Last week, Morrisey held a news conference to announce the start of his "jobs summit listening tour." Earlier this week, he put out a news release to announce plans to partner with the state Division of Protective Services on "National Drug Take-back Day" on Saturday -- which he listed as an "action taken" to meet the prescription drug abuse goal.
He previously sent a letter -- along with attorneys general in 47 states -- to the U.S. Food and Drug Administration, asking the agency to take steps to make general pain pills harder to abuse.
As part of that same goal, Morrisey promised to "request new prosecutorial authority" from the Legislature to crack down on prescription drug abuse.
But Morrisey didn't make that request -- to Senate President Jeff Kessler and House Speaker Rick Thompson -- until April 11, two days before the legislative session ended, according to a letter released in his 279-page progress report titled "Promises Made, Promises Kept."
In the same April 11 letter, Morrisey also asks for "expanded authority" to crack down on election fraud -- promise number 13 in his 17-point plan.
Morrisey's promise to "educate West Virginians on health care" also was seemingly addressed within the past week. Morrisey said his office teamed up with the Department of Health and Human Resources to co-host a town-hall meeting on Medicare last Friday.
His 100th day on the job was Tuesday.
At Wednesday's news conference, Morrisey said "there's nothing like a deadline" to get things done.

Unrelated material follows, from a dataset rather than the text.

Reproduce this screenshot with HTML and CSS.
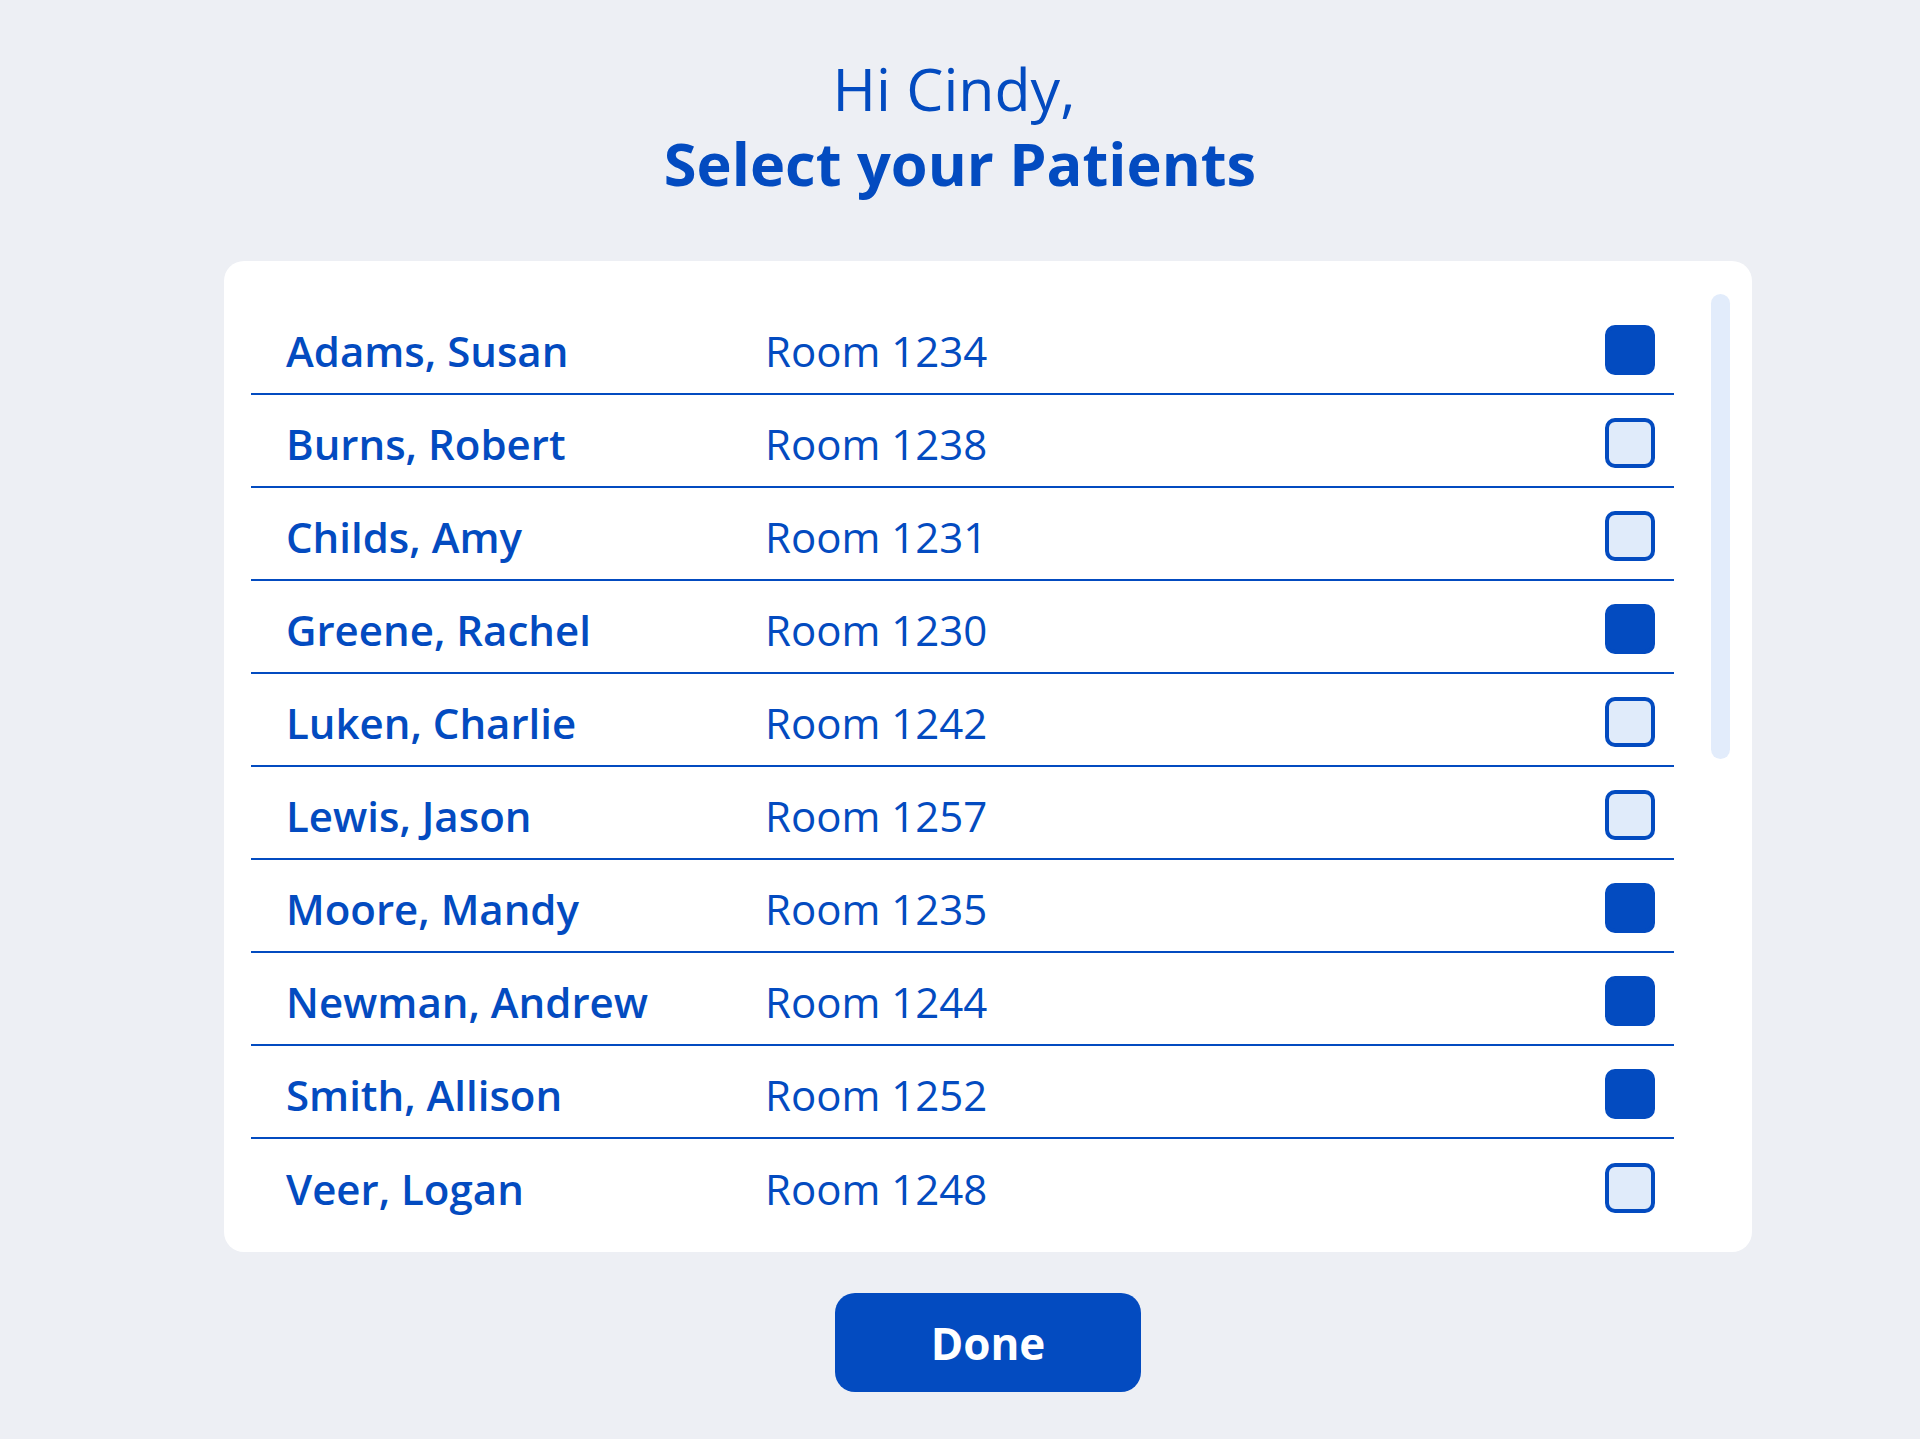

"The goals we set many months ago were aggressive and viewed by some to be impossible, but the office has taken significant steps to tackle each point," Morrisey said. "Obviously, some of these issues cannot be completed in 100 days or even four years, but by taking these 17 steps now and continuing to work toward solutions for the remainder of my term, we will be able to see substantive changes in not only the Office of the Attorney General, but the state as a whole."
In his final promise in the 17-point plan, Morrisey said he would determine whether to take disciplinary action against any office employees for past unethical behavior. Wednesday's report said Morrisey's office was conducting an internal audit, and he would consider "potential discipline" after the review is completed.